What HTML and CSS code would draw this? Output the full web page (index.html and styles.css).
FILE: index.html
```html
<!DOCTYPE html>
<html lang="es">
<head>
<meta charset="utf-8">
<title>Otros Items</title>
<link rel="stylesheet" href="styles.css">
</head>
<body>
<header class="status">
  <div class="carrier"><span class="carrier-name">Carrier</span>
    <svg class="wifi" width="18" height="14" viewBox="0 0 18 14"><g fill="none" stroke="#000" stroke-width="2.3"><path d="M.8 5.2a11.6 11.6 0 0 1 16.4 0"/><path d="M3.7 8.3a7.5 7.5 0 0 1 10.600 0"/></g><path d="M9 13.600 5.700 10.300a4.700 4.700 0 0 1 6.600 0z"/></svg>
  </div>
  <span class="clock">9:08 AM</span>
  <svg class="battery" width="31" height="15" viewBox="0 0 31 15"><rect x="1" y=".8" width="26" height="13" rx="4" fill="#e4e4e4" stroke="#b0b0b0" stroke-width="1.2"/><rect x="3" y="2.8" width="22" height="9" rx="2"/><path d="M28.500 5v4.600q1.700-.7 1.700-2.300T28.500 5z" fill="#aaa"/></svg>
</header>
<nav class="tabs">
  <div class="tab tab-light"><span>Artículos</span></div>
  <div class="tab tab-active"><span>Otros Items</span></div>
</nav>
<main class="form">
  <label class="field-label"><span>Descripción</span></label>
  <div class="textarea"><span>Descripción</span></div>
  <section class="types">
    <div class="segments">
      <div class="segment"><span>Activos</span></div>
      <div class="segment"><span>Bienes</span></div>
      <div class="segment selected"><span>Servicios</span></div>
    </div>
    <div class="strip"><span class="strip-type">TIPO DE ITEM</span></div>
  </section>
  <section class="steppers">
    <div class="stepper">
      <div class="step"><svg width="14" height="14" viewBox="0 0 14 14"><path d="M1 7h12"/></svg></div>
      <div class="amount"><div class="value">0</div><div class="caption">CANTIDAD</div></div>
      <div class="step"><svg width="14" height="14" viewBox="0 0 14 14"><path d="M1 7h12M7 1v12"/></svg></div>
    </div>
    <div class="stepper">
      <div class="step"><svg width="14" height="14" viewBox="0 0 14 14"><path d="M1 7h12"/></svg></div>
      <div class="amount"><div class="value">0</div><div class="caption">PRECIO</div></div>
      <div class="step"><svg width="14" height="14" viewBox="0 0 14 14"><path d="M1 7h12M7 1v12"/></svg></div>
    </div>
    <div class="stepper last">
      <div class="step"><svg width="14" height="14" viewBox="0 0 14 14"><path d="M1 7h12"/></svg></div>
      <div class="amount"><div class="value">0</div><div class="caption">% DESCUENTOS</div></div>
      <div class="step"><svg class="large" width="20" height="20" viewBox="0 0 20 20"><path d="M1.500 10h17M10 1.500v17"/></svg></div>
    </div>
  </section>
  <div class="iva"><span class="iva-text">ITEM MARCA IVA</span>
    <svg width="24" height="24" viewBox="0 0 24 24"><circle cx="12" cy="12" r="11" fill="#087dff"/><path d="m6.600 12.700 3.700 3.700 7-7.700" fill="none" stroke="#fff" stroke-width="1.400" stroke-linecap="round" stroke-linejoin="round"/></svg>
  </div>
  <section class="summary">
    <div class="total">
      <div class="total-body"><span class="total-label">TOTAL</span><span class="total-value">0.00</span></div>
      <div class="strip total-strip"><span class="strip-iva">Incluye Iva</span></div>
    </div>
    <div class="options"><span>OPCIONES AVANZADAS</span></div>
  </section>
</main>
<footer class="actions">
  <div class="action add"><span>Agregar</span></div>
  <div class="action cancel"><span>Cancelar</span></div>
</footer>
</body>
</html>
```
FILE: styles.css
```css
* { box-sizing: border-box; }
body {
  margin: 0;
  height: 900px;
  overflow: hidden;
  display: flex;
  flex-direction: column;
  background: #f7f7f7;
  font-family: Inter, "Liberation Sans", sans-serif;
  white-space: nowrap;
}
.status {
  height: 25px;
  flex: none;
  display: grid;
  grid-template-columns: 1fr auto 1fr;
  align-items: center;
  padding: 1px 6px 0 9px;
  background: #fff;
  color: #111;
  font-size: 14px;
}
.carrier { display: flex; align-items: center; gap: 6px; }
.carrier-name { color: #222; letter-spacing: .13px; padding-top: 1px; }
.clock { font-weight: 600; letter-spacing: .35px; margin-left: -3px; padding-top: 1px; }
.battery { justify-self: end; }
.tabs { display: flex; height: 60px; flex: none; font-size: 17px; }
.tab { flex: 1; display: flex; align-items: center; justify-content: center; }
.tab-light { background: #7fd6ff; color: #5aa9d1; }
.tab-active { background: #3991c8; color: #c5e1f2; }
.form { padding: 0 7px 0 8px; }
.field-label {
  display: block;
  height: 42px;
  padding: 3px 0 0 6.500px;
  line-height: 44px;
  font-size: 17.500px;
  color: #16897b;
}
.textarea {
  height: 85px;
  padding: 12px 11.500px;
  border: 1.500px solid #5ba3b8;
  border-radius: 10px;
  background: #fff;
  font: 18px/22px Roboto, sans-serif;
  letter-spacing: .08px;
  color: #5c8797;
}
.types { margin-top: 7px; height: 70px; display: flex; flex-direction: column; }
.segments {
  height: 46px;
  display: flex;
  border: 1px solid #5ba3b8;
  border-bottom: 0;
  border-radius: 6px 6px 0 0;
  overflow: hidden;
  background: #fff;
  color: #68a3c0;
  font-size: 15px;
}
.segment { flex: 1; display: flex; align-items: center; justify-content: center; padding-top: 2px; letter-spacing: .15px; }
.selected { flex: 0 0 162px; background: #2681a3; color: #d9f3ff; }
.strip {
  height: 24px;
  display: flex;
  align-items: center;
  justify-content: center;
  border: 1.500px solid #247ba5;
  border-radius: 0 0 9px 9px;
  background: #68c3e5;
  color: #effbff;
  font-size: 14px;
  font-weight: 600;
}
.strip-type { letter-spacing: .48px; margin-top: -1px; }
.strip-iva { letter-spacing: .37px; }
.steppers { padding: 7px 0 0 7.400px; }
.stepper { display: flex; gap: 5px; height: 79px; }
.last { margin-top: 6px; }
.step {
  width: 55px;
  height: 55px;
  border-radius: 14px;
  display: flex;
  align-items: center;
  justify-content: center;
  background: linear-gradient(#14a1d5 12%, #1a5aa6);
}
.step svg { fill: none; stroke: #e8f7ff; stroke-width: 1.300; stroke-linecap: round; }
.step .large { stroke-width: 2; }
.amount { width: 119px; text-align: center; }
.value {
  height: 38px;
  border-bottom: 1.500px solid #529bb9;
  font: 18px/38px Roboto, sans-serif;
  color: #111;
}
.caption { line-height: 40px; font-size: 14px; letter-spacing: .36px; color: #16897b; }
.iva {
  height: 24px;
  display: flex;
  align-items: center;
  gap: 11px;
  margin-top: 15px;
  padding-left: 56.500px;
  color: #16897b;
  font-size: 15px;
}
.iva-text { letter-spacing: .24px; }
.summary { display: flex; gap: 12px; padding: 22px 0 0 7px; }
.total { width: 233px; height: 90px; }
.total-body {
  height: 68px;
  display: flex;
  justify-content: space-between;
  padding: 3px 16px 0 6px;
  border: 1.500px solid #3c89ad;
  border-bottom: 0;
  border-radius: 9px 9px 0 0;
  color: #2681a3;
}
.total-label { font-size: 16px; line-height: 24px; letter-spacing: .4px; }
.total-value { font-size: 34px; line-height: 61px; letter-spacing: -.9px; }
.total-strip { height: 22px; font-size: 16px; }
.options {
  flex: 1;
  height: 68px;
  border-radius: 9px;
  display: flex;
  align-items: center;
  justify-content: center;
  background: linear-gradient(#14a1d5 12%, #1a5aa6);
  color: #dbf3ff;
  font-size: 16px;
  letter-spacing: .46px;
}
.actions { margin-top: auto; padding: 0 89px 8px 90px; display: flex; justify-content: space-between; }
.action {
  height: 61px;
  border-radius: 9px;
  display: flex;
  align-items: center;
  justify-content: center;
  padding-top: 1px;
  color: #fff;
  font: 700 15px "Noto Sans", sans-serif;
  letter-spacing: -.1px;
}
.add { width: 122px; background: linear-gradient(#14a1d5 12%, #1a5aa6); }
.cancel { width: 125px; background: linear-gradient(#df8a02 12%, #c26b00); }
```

---*---

◆ **To be done**: Identify which lines contain the word "index" and copy each one.

◆ **Answer to the problem**:
What HTML and CSS code would draw this? Output the full web page (index.html and styles.css).
FILE: index.html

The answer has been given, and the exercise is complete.